The client program can now make a direct https (secure) connection to the authorization server to obtain an access token.
See the next section for another security concern related to how we get the authentication code back to our client program.
In order to get authentication to work, the authenticating server is going to contact us by calling back to a web server URL we specify in the authentication request. This is kind of annoying because then it means we have to have a Web server running even for a program that is pulling data from the web not serving data to the web.

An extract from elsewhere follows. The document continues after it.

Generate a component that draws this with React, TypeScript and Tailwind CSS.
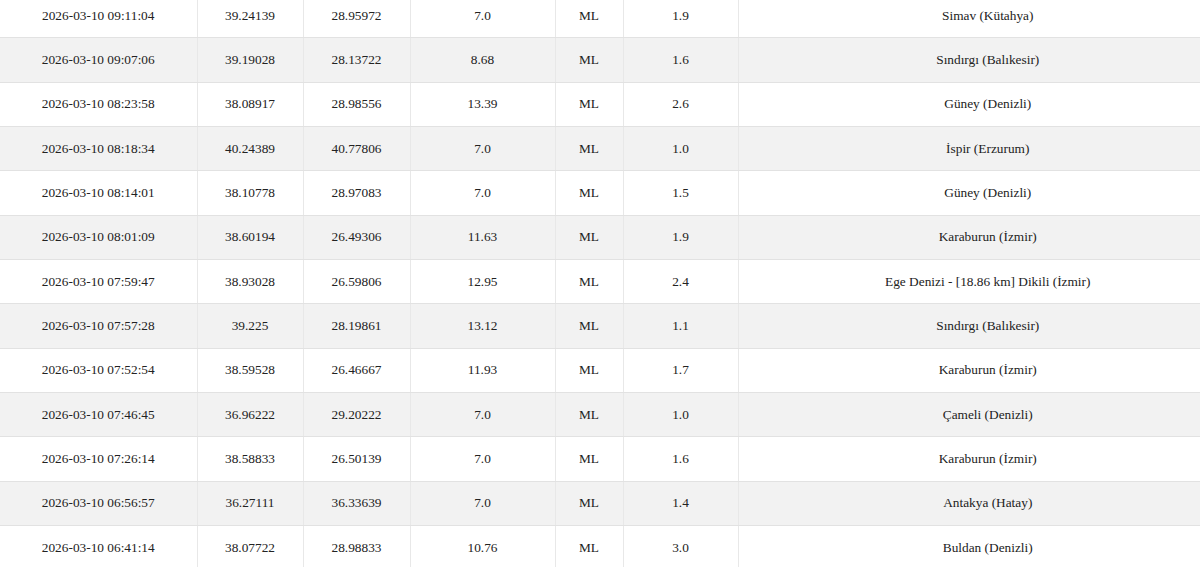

It's part of the security protocol that they must call us back rather than just return an access token. This is what I do when someone calls me and claims to be from my bank. I ask for their phone number and then validate it through their main phone exchange or looking for that person's work page at the bank. The point is, that I call them back. I never trust someone contacting me out of the blue.
import BaseHTTPServer
import urlparse
class MyHandler(BaseHTTPServer.BaseHTTPRequestHandler):
def do_GET(self):
p = self.path.split('?')
if len(p) > 1:
params = urlparse.parse_qs(p[1], True, True)
print params
self.send_response(200)
self.end_headers()
return
url = 'http://localhost:8000?user=parrt&foo=bar'
server_address = ('localhost', 8000)
httpd = BaseHTTPServer.HTTPServer(server_address, MyHandler)
print url
# Block until we get a single request to url
httpd.handle_request() # handle just one request
Exercise: get this server running and click on the link printed out. The server should not respond buy printing parameters until you click on the link. Next, replace the print
with a statement to open the URL in a web browser. The program should now flow automatically without user interaction.